Enabling clustering algorithms to detect clusters of varying densities through scale-invariant data preprocessing
Sunil Aryal, Jonathan R. Wells, Arbind Agrahari Baniya, KC Santosh
TL;DR
Clustering results are highly sensitive to feature representation, especially for clusters with varying densities. The paper introduces ARES, a variant of rank transformation that averages ranks over $t$ sub-samples of size $\psi$, producing $\tilde{x}_{ARES}$ that is robust to non-linear scaling. Across seven real-world datasets and three algorithms ($\text{KMeans}$, $\text{DBSCAN}$, $\text{DP}$), ARES preprocessing yields better and more consistent clustering than min-max normalization or plain rank, with DP often showing the strongest gains; in one synthetic case, DP with ARES achieved perfect clustering across representations.

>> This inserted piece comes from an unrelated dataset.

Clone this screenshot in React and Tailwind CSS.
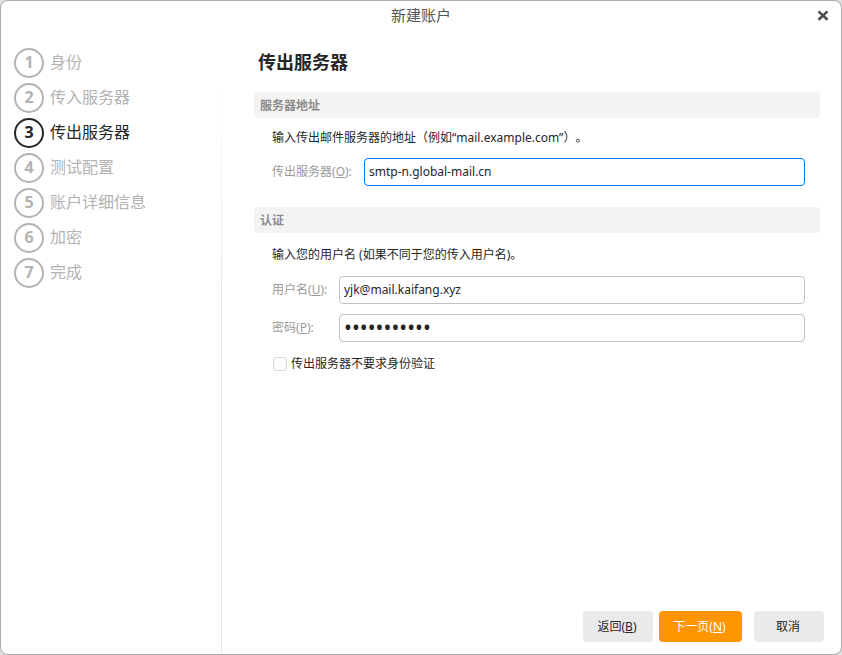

This scale-invariant preprocessing offers a practical, broadly applicable approach to robust clustering without exhaustive representation testing.
Abstract
In this paper, we show that preprocessing data using a variant of rank transformation called 'Average Rank over an Ensemble of Sub-samples (ARES)' makes clustering algorithms robust to data representation and enable them to detect varying density clusters. Our empirical results, obtained using three most widely used clustering algorithms-namely KMeans, DBSCAN, and DP (Density Peak)-across a wide range of real-world datasets, show that clustering after ARES transformation produces better and more consistent results.